Another PH said I couldn't hunt eland with my .30-06 in Zimbabwe, at the concession one night, "it wasn't big enough", my PH later told me about it, and wanted to prove him wrong. One angled shot to the heart and an insurance broadside shot to knock it over, proved the idiot PH wrong. A 7x57 and a .30-06 is not a big difference.
But yes, if spending a mortgage on Asian mountain game, I'd trade up to a flat Magnum. Maybe my 8x68S. It isn't a light rifle though.
BUT just like a hundred years ago, I'd be happy with a .275, .350, and .416, plus RFs and small game rifles and shotguns, would cover anything on Earth.
One can only give good comments about the cartridge 416 Rigby. It is not for nothing that more than a DR caliber 577NE remained in the safe in favor of a rifle caliber 416 Rigby in the past.
The cartridge 350 Rigby was not exactly a success. The number of weapons that have been converted to caliber 375 H&H Magnum is not small.

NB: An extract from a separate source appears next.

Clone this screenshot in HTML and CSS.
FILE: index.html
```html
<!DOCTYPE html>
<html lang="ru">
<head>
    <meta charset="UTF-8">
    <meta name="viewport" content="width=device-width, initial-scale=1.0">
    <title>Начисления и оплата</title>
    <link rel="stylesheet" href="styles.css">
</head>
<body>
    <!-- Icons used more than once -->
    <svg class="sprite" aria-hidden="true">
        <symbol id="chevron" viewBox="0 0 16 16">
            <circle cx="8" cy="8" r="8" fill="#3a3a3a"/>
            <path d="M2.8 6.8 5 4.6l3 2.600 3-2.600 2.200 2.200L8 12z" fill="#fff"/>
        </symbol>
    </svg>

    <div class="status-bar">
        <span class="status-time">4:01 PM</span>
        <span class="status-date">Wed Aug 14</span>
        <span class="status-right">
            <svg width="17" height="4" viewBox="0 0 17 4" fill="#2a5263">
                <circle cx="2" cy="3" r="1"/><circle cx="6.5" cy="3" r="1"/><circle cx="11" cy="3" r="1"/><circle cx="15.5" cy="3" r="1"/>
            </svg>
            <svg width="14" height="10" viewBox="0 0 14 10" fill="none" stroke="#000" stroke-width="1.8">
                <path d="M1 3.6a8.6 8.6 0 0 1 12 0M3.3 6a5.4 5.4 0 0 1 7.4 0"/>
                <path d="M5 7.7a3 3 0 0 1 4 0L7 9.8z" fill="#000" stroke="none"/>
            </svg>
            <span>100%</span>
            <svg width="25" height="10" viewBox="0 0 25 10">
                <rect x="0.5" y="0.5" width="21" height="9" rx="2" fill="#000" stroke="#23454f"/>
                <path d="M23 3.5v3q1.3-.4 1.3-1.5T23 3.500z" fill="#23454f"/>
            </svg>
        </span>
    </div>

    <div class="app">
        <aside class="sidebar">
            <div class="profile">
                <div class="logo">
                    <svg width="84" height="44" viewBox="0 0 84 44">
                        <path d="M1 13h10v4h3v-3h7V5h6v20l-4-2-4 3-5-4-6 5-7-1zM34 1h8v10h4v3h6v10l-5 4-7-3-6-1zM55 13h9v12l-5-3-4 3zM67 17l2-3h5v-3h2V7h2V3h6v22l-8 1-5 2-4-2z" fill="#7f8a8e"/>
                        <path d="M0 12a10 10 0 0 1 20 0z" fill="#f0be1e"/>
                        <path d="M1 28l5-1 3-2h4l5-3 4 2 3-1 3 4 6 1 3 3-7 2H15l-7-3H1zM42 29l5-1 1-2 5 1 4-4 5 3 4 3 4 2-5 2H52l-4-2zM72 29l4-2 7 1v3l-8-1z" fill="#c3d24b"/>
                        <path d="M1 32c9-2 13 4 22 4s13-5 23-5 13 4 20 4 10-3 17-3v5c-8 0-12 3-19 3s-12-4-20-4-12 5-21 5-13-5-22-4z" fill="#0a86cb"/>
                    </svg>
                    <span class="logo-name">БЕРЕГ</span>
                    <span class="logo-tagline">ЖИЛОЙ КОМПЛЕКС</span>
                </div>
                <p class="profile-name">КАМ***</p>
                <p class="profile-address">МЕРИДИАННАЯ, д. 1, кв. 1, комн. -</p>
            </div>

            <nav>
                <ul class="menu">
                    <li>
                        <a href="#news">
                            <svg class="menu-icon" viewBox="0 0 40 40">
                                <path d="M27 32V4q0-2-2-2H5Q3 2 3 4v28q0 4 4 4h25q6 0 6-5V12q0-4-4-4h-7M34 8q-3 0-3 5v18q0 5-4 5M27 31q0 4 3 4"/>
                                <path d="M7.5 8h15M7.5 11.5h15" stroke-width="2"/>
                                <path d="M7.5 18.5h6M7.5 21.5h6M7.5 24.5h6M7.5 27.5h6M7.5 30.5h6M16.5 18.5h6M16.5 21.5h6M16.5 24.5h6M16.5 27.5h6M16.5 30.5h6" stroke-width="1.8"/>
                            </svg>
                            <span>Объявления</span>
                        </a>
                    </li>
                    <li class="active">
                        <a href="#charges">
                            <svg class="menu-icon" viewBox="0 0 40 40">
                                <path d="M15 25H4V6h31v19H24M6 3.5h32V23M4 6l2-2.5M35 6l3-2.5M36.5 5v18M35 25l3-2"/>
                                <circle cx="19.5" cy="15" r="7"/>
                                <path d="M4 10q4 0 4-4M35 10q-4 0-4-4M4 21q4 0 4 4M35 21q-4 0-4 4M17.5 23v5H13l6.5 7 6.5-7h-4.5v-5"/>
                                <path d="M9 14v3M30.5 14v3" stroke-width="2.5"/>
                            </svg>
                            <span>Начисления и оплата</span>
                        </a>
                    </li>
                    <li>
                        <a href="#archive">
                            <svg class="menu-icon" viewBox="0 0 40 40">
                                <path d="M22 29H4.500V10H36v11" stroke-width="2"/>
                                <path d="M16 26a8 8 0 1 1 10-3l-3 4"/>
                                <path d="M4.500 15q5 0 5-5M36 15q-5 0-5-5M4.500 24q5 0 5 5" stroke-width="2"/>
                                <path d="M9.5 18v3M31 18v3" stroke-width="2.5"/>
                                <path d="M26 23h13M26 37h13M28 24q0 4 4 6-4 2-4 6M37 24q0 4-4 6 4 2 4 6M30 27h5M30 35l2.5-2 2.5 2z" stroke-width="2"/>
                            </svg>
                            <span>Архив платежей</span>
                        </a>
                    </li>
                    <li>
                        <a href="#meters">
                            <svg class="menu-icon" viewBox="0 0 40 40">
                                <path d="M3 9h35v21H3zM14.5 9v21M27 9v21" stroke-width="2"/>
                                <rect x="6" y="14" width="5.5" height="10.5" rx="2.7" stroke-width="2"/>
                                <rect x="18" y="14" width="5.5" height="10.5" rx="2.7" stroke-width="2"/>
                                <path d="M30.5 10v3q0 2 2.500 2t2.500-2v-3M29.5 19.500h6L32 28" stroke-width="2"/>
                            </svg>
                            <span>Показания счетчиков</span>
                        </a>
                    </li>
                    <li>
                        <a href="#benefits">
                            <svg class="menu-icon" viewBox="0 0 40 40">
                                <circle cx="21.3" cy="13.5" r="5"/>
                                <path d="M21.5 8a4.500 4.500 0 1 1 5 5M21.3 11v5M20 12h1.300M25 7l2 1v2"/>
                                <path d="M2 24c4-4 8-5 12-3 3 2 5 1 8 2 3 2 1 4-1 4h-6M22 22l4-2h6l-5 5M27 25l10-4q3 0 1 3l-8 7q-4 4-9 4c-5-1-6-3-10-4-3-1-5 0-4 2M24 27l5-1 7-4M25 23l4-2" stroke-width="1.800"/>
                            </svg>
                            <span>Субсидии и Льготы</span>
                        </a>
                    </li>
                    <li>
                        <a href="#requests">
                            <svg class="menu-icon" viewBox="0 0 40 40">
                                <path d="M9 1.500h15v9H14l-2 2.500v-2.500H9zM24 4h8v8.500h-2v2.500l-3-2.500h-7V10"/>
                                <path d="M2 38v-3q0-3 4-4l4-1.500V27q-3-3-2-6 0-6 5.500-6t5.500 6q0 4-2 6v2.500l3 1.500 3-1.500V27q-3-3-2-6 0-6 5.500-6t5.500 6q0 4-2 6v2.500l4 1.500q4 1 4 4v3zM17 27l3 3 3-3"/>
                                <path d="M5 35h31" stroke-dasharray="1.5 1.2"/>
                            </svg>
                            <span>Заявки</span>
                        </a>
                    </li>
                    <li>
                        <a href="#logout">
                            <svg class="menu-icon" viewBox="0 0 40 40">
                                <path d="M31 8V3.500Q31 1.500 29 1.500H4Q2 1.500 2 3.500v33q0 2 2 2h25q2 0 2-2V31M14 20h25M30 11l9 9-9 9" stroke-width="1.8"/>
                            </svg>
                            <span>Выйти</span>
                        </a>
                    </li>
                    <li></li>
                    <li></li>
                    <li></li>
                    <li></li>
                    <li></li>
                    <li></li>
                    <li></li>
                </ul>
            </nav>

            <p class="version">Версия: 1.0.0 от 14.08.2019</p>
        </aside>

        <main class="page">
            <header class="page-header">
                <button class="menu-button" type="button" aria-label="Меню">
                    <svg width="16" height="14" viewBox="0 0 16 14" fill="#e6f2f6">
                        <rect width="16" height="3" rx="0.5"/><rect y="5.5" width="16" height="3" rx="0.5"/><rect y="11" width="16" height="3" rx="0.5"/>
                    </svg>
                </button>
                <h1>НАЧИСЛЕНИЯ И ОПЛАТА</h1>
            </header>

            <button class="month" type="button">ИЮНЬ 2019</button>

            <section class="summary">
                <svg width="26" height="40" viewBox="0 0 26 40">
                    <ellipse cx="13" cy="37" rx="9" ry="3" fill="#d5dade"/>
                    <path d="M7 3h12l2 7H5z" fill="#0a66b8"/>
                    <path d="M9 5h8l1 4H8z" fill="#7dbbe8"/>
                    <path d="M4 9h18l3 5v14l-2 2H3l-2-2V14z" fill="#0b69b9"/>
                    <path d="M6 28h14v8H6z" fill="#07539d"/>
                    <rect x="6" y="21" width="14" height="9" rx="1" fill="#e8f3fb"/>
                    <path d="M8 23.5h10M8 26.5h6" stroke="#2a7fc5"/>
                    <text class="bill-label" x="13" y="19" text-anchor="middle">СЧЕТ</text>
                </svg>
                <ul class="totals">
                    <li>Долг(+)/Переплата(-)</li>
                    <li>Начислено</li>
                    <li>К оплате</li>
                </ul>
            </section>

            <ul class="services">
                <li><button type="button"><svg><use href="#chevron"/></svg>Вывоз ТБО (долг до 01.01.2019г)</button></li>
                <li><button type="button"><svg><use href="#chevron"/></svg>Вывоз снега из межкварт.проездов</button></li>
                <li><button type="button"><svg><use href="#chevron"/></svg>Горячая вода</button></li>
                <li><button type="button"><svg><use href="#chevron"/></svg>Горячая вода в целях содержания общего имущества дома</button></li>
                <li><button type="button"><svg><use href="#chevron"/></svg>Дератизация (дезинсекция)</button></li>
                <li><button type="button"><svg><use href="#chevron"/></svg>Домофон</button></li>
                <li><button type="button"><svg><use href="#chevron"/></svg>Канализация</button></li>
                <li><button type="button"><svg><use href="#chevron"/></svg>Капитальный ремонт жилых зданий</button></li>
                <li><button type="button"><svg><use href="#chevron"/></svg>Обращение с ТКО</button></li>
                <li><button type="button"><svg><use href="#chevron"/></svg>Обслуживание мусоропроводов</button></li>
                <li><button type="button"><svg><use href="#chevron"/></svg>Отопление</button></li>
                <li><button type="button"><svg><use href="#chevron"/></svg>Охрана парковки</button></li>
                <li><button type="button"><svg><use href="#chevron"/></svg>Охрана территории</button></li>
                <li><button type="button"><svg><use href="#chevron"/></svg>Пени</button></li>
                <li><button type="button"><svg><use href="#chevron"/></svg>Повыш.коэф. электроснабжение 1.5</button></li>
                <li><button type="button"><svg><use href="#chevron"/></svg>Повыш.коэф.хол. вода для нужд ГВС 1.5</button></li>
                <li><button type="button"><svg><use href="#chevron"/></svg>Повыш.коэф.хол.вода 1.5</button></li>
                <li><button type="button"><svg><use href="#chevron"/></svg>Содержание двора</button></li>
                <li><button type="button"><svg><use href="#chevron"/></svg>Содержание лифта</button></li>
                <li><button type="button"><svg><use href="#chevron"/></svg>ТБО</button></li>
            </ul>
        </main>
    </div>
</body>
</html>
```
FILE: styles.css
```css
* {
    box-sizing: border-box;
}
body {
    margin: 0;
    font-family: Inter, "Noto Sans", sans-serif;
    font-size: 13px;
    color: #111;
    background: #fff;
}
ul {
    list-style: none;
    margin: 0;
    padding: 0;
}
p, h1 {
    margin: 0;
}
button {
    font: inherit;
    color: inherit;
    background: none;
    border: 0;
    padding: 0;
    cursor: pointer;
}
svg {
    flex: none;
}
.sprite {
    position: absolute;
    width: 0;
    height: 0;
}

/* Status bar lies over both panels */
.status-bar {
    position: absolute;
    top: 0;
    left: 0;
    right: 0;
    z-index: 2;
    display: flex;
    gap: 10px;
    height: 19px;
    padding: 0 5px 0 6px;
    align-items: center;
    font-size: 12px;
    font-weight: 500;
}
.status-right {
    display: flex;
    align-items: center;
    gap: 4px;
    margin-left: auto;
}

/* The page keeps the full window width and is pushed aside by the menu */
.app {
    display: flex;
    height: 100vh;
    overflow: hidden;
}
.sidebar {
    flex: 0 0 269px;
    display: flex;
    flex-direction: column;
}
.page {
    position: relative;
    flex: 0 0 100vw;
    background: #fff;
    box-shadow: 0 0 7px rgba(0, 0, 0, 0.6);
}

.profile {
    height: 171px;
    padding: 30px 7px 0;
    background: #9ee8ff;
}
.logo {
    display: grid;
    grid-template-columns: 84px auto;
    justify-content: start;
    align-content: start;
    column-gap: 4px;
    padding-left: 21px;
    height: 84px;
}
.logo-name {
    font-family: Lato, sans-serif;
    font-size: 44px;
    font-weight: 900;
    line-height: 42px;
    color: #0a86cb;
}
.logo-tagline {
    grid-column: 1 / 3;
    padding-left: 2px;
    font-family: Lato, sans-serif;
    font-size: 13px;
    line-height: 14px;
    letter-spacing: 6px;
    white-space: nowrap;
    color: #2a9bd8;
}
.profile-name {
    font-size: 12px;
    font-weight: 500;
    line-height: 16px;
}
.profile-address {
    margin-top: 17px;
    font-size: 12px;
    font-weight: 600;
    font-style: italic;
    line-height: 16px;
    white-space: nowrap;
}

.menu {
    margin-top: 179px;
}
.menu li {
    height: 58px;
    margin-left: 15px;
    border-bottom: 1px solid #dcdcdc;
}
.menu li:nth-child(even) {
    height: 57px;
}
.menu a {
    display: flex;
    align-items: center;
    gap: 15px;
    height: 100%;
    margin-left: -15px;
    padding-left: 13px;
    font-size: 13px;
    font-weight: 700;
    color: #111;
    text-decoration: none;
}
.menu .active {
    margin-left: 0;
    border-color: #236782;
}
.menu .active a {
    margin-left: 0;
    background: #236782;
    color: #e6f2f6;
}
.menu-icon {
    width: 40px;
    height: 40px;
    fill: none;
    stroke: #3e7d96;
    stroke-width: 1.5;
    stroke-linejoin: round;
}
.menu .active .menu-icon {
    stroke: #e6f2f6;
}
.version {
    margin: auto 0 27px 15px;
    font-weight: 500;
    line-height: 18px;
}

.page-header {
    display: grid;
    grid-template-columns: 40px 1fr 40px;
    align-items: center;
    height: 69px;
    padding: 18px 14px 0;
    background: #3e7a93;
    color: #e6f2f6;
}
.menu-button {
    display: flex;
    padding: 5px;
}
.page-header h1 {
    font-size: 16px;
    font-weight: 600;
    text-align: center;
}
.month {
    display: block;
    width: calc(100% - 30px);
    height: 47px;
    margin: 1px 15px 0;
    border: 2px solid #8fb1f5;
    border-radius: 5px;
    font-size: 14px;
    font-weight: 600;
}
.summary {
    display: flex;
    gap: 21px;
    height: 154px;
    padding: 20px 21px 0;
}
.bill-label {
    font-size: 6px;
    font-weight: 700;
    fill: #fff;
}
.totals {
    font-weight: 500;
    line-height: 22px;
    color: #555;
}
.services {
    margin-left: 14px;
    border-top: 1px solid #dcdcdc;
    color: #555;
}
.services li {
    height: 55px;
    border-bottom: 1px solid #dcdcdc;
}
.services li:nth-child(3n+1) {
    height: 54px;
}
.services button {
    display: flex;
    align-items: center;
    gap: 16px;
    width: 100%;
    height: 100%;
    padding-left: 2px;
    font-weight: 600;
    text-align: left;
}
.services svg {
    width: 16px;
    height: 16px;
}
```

As for the cartridge 7x57, it performed well with the 175gr bullet, but at short ranges. It was never a long-range cartridge, in Europe mountains hunters more likely used the cartridge 6,5x57. The cartridge 6,5x54 MS was also not a long range cartridge either. One must not forget that one used in the past for hunting in the mountains sometimes completely different techniques than nowadays. The "Riegeljagd" for example is hardly practiced nowadays, and you don't need a long-range cartridge for that.